With pitching in particular, quality coaching in a reputable PTP program can be a game-changer (a topic obviously near and dear to our hearts at ChangeUp). Those benefits will be realized in the off-season in the form of controlled, rational practice regimens, age-appropriate strength and conditioning programs, instruction in the mental aspects of pitching, and purposeful development of the whole player. Those benefits will be further realized in-season through live pitching opportunities (in low and high pressure situations), quality feedback on performance, education on arm care (both pre- and post-game) and thoughtful deployment of your player with an eye towards rational and appropriate pitch counts based on his or her level, age, and physical make-up.
There are many reputable PTP programs and coaches out there. Unfortunately, there are some folks now in the industry for the wrong reasons (often profit- or ego-driven). There are programs and coaches out there who abuse players through overuse and excessive pitch counts, take your check and then bury your player on the bench, or whose sole focus is collecting trophies despite the negative impacts on players. When dealing with these types, your player will not only not receive the benefits you are paying to receive, he or she could come away from the experience damaged (physically or mentally) and/or with a greatly diminished love for the game. There are a surprising number of these people out there who get away with this behavior for long stretches. While their bad acts eventually catch up with them, you want to make sure your player doesn’t end up as the cautionary tale future parents point towards when they go elsewhere.
How Do You Know?
With such important decisions (whether to play PTP baseball, and with which program), what is a parent to do? How do you avoid the disappointment and potential harm of a negative PTP experience? Other than in the cases of the truly bad programs/people, there probably isn’t one “right” answer. Whether a particular PTP program is a good fit will depend on what you and your player expect to get out of the experience. But, there are some questions you should ask yourselves and the programs you interview. And, you should “interview” multiple programs to find the best fit. Compare and contrast what they offer. You’re looking at potentially significant investments of time, energy and resources – let them earn your business. If they can’t provide satisfactory answers, move on.

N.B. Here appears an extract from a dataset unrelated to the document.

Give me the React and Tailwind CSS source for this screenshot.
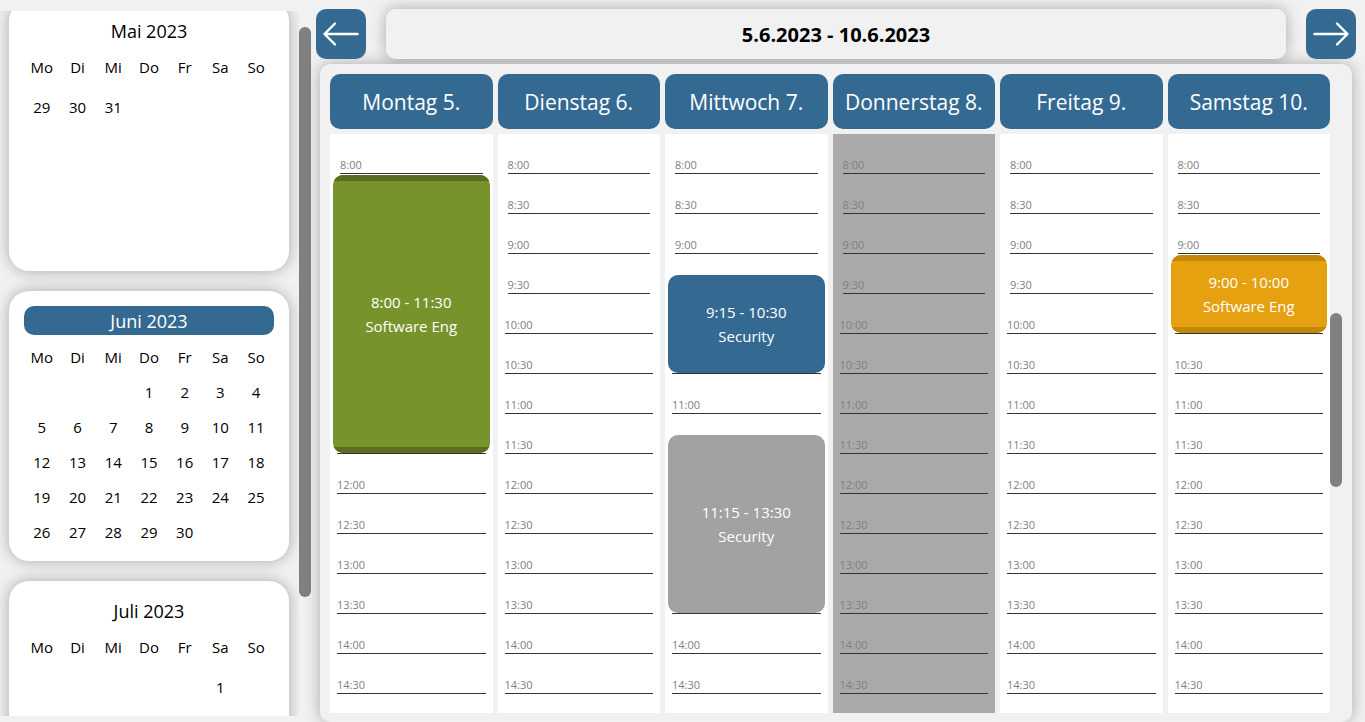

The first step is to be brutally honest with yourselves about your player and about his/her potential. We’re not saying to not pursue a PTP experience or not to aim high. But, it is important to level-set your expectations based on where your player is starting and the reasonably possible outcomes. Some players are naturally quicker, bigger, faster, stronger . . . . enter any adjective you like. In some cases, natural advantages can be equaled or even overcome through hard work. Unfortunately, that’s not always the case (not every story has a Disney ending with the underdog overcoming all odds and winning the World Series). Be realistic about where your athlete is today, what it would take to get where he/she wants to be and whether your athlete (and you) are willing to commit to that path (not every athlete is, or should be, that focused).

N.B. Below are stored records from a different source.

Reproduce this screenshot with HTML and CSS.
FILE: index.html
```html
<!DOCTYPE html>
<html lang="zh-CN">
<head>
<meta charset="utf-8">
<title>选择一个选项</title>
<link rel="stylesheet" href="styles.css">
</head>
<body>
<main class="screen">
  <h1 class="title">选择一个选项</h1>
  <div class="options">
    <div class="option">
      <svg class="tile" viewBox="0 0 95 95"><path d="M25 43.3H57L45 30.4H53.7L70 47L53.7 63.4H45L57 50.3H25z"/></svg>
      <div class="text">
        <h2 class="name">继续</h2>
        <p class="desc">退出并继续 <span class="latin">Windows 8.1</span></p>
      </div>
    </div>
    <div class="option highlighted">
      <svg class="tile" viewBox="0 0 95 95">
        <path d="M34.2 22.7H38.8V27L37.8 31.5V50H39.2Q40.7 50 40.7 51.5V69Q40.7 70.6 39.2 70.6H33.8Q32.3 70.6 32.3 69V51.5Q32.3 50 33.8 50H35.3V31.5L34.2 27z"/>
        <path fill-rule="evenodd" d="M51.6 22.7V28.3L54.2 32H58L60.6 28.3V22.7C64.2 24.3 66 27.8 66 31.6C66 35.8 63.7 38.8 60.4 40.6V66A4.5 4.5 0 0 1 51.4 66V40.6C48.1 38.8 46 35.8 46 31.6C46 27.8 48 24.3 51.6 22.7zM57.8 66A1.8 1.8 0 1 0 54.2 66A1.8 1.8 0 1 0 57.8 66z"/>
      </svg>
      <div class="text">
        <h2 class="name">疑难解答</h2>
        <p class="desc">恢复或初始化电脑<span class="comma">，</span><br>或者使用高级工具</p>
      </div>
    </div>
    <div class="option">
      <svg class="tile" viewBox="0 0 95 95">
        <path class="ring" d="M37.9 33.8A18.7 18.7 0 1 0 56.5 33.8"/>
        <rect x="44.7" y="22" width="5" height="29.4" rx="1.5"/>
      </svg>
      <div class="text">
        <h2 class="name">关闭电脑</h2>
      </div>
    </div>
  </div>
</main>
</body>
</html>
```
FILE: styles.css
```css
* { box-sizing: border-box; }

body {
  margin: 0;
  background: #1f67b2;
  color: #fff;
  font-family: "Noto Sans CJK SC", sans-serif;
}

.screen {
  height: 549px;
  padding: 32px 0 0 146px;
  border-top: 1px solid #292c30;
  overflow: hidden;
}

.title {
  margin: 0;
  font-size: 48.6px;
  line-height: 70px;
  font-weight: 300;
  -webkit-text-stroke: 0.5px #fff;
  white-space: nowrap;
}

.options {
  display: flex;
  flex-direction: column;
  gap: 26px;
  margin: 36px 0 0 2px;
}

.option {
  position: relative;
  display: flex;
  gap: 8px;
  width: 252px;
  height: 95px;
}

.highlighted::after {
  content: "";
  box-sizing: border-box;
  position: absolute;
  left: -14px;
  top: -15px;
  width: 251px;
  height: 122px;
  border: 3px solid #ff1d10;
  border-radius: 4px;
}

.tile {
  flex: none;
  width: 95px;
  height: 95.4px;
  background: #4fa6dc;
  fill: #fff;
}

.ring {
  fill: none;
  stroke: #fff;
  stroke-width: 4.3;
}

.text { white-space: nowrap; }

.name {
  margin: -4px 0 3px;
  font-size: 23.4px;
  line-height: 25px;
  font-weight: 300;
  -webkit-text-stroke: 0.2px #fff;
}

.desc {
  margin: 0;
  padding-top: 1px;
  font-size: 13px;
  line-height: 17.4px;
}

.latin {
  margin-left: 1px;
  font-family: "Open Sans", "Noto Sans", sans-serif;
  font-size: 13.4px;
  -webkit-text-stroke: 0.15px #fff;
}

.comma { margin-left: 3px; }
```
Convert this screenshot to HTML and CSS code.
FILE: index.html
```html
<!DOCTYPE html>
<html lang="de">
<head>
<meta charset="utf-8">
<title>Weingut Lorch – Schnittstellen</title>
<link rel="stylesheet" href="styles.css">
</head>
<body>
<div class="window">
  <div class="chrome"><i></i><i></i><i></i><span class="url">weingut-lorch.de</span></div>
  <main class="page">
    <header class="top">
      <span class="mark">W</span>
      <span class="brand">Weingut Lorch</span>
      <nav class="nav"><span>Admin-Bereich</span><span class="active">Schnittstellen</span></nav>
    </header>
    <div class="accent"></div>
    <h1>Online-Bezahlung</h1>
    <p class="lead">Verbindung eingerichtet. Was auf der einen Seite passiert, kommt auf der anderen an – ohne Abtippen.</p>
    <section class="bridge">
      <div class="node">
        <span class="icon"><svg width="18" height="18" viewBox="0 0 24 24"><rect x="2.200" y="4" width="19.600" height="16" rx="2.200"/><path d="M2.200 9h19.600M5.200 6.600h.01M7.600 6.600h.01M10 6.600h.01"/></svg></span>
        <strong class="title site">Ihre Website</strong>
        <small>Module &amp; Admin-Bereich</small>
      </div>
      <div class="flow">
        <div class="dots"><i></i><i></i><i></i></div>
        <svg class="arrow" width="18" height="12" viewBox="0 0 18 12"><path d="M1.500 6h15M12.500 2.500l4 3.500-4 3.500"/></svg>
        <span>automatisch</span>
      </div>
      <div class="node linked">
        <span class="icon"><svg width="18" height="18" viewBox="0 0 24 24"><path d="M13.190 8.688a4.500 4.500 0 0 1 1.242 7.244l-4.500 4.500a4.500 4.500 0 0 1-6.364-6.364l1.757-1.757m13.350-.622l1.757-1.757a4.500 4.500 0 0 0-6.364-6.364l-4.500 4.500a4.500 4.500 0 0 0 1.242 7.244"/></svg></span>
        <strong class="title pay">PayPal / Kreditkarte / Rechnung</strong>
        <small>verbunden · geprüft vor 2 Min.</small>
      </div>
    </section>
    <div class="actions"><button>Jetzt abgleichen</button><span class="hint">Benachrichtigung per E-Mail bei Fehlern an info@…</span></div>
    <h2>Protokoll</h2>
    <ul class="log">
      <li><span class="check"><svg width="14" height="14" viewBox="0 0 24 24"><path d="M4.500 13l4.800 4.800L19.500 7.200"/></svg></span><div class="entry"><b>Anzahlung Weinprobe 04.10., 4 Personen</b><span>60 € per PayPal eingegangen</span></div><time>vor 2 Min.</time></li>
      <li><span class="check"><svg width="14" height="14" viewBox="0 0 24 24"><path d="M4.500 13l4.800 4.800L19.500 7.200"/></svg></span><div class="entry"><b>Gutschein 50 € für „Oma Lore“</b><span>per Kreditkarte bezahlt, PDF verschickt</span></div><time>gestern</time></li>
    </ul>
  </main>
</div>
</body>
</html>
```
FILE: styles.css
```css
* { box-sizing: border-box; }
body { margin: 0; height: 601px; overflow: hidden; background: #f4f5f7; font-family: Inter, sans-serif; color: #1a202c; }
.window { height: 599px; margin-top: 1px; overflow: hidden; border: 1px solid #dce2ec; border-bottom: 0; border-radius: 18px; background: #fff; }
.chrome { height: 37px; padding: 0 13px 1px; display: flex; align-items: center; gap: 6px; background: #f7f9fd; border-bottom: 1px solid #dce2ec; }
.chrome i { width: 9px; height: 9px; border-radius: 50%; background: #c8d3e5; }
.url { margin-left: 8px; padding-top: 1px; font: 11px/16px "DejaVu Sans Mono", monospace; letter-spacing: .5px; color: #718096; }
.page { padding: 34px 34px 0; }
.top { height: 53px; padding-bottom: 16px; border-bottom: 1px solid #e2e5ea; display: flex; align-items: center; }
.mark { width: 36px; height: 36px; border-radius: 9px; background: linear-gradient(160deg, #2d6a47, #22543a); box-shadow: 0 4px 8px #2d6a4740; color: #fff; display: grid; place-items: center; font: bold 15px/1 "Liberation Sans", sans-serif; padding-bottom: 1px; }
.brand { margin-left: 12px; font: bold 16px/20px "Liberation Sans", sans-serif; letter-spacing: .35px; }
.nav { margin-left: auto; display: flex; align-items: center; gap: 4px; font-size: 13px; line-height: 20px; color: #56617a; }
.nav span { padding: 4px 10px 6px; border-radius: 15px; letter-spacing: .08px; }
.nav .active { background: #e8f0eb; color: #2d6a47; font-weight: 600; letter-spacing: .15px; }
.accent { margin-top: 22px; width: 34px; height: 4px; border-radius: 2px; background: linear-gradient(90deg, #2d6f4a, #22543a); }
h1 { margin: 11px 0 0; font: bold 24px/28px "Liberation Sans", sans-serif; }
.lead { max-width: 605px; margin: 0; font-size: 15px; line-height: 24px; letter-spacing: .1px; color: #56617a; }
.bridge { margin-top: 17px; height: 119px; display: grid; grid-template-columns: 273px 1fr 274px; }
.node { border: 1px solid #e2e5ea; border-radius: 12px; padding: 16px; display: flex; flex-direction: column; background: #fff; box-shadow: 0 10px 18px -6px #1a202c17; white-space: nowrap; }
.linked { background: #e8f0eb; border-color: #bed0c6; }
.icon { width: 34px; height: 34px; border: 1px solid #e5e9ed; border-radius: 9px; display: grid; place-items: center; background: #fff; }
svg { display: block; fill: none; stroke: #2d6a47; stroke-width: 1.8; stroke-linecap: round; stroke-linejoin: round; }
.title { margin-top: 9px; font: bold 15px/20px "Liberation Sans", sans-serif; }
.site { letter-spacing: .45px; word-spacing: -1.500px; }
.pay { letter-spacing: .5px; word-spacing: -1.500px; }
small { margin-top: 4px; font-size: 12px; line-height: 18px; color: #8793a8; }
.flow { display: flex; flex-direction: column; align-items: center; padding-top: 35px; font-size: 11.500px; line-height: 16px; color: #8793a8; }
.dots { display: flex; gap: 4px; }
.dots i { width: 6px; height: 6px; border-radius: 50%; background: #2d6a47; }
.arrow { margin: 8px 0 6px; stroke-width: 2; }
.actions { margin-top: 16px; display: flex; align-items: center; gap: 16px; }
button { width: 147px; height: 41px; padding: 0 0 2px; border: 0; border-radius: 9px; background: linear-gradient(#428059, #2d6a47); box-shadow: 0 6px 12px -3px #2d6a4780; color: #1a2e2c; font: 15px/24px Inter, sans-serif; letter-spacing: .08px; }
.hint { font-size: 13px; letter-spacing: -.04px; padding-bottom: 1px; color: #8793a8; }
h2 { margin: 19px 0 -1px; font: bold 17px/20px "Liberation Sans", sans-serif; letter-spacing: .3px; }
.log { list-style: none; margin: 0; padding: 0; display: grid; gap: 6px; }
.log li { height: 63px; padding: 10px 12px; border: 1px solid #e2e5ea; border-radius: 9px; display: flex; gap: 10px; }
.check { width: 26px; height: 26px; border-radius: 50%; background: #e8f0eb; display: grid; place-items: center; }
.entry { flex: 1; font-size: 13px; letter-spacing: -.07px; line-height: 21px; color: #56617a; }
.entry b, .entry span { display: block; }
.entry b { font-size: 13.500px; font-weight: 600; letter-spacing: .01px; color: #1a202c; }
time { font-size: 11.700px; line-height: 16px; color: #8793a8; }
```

One you’ve done a critical evaluation of your player (and, don’t be afraid to seek input from current coaches or others whose opinions you trust), the next step is to look outwards at the potential programs. Some considerations:
- How does the program approach player health and safety? What is the program’s approach to monitoring and tracking pitch counts? What is the program’s history of injuries (in particular, overuse injuries from pitching or excessive pitch counts)?

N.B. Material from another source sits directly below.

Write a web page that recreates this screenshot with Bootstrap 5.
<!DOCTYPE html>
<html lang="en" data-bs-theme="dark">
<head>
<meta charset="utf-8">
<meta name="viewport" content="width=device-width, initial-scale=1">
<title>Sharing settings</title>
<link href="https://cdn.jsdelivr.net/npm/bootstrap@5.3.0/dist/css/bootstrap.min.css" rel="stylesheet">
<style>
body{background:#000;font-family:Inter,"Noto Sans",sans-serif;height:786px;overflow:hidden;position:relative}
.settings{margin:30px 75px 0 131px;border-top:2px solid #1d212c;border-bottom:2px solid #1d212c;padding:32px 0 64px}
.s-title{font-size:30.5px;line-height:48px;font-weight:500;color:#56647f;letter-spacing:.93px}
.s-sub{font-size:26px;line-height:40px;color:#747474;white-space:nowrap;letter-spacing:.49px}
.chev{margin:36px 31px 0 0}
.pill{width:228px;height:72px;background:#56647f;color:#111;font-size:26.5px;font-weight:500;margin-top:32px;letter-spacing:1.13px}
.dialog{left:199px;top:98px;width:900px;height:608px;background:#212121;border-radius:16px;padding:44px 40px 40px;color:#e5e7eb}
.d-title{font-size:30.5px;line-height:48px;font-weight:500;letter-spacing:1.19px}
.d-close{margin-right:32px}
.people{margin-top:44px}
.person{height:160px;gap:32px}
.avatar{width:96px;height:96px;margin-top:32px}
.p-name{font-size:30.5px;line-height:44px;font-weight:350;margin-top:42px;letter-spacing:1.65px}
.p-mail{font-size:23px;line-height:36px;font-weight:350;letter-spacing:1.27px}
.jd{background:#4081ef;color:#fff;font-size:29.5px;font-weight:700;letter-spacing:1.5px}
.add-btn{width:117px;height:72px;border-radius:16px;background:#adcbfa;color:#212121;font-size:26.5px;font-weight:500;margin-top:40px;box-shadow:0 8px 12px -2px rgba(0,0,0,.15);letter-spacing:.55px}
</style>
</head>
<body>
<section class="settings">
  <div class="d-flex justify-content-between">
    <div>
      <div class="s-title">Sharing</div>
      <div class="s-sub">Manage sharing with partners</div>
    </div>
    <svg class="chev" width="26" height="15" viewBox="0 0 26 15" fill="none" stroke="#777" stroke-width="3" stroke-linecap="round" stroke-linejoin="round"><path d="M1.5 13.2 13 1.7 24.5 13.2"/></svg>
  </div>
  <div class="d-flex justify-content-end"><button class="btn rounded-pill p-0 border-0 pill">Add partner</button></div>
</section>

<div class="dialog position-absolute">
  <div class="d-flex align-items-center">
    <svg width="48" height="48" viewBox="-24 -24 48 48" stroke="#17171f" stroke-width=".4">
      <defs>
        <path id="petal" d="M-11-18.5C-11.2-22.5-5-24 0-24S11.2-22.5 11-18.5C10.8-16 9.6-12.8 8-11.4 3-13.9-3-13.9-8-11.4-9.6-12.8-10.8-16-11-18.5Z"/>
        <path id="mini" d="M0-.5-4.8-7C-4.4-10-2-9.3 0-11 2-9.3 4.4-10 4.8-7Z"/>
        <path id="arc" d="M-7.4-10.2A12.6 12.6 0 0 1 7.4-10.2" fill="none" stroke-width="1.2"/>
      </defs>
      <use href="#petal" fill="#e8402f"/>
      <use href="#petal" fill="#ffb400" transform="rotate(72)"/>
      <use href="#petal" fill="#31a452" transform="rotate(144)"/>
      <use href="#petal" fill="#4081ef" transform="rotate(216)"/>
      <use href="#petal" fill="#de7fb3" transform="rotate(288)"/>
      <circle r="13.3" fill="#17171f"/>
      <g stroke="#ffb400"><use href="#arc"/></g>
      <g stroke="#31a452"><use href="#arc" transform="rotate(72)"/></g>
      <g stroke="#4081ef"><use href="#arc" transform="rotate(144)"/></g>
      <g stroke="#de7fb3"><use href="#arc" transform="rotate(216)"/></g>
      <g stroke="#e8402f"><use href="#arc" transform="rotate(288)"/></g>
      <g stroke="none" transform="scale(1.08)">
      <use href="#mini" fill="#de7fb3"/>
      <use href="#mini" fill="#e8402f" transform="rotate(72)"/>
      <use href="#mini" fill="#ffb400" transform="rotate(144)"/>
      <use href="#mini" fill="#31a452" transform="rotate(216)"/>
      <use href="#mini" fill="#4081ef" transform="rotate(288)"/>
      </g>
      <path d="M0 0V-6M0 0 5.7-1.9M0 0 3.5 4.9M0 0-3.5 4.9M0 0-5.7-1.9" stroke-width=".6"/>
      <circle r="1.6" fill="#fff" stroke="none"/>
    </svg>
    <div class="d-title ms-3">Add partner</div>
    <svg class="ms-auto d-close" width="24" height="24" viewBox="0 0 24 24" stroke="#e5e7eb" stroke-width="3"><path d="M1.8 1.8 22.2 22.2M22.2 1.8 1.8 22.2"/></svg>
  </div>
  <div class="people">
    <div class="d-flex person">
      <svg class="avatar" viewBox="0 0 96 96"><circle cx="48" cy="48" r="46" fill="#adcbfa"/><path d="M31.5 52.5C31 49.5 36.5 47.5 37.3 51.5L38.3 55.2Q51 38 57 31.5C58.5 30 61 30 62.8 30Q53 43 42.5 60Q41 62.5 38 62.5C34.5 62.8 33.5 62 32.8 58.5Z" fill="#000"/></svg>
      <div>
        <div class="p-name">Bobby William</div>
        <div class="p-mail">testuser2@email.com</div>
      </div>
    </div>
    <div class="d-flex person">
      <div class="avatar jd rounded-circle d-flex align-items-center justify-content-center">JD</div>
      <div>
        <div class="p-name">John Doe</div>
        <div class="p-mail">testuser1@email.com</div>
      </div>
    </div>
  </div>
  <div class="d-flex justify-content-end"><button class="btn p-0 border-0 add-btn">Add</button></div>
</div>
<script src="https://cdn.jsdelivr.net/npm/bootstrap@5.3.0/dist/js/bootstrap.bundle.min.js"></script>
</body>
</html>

- Once you know your goals, consider the program’s history of helping others reach that type of goal. Have the players in the program gone on to success in little league, high school or other venues? What is the program’s record of players going on to play college baseball? And, was it because of, or in spite of, the PTP program?
- How many players will the team carry? How much playing time will your player get? If you’re in it for game-speed reps, a seat on the bench isn’t going to satisfy you.
- How will playing time be determined? Is it merit-based? Or, does the program make playing time commitments to attract new players, and divide what’s left amongst those who were already on the team?
- Does the program develop its own players? Or, does the program recruit players developed by other programs? There’s a big difference, so don’t get hung up on trophies on the wall or win/loss records if the program has had on-the-field success using players developed by other programs.
- Look through the glitz of expensive marketing and explore the substance of the coaches and program organizers. The program with the best “swag” may not help your player reach his or her goals.
- Following the crowd may not be the best for your player. Just because a PTP program is popular amongst your player’s peers doesn’t mean it’s the right fit for your player. If your player’s goal is to catch or overtake peers, doing the exact same things as those peers may not be the best course (think about being in traffic – if you want to pass the guy in front of you, staying in the same lane as him isn’t going to do anything for you). Sometimes the path less traveled (i.e., the less “popular” PTP program) leads to success.
- How much travel is involved? How many out-of-state tournaments will the team attend? With travel can come greater exposure and better competition. But, travel can also be expensive. Factor in hotel, airfare, meals out, etc. The cost of attending out of state tournaments can double or even triple the cost of your PTP experience. Ask up front, and make sure the team’s travel plans work for you before you accept that roster spot.
- Once you understand the expectations of the program, be prepared to commit to them.
These are just some of the questions you should ask of yourselves and the programs under consideration. Quality PTP programs are happy to answer these types of inquiries. The best programs and coaches want players and families who come into the process with their eyes wide open. So, figure out what you and your player want, and then determine which (if any) PTP program can help you get there.
Finally, some purely gratuitous advice – enjoy the ride. Not every player can be Mike Trout. But, every player can have a positive, life-changing experience playing this great sport. You may not realize it when it happens, but someday your player will walk off the diamond for the last time as a player. Enjoy every game, every car trip to and from a field, and every game of catch in the backyard. It goes fast!